Cook the Pasta: Bring a large pot of salted water to a boil and cook the spaghetti or fettuccine according to the package instructions. Once done, reserve 1 cup of pasta water and drain the rest. Set the pasta aside.
Cook the Chicken: While the pasta is cooking, season the chicken breasts with salt and pepper. Heat olive oil in a large skillet over medium heat and cook the chicken for 5-7 minutes per side, until golden brown and cooked through (internal temperature of 165°F). Slice the chicken into strips and set aside.
Prepare the Sauce: In a large bowl, whisk together the eggs, egg yolk, Parmesan cheese, and black pepper until smooth and well combined.

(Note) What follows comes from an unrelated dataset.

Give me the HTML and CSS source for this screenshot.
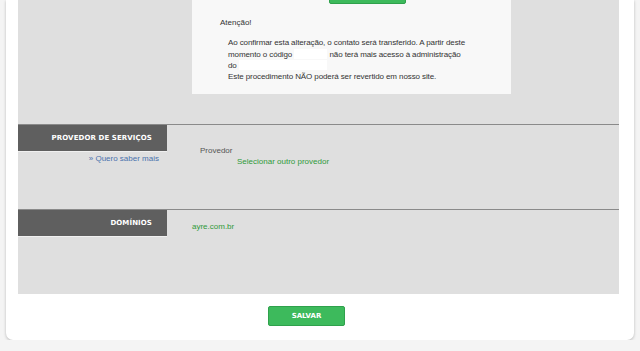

Combine Pasta and Sauce: Add the hot, drained pasta to the skillet (off the heat) with a small splash of reserved pasta water to loosen the sauce. Quickly pour the egg mixture over the pasta, tossing vigorously to combine until the sauce becomes creamy. Add more pasta water if necessary to achieve the desired creaminess.
Add the Chicken: Gently toss in the sliced chicken, ensuring everything is evenly coated with the creamy sauce.
Serve: Divide the Chicken Carbonara into serving plates. Garnish with extra Parmesan and freshly ground black pepper if desired, then serve immediately.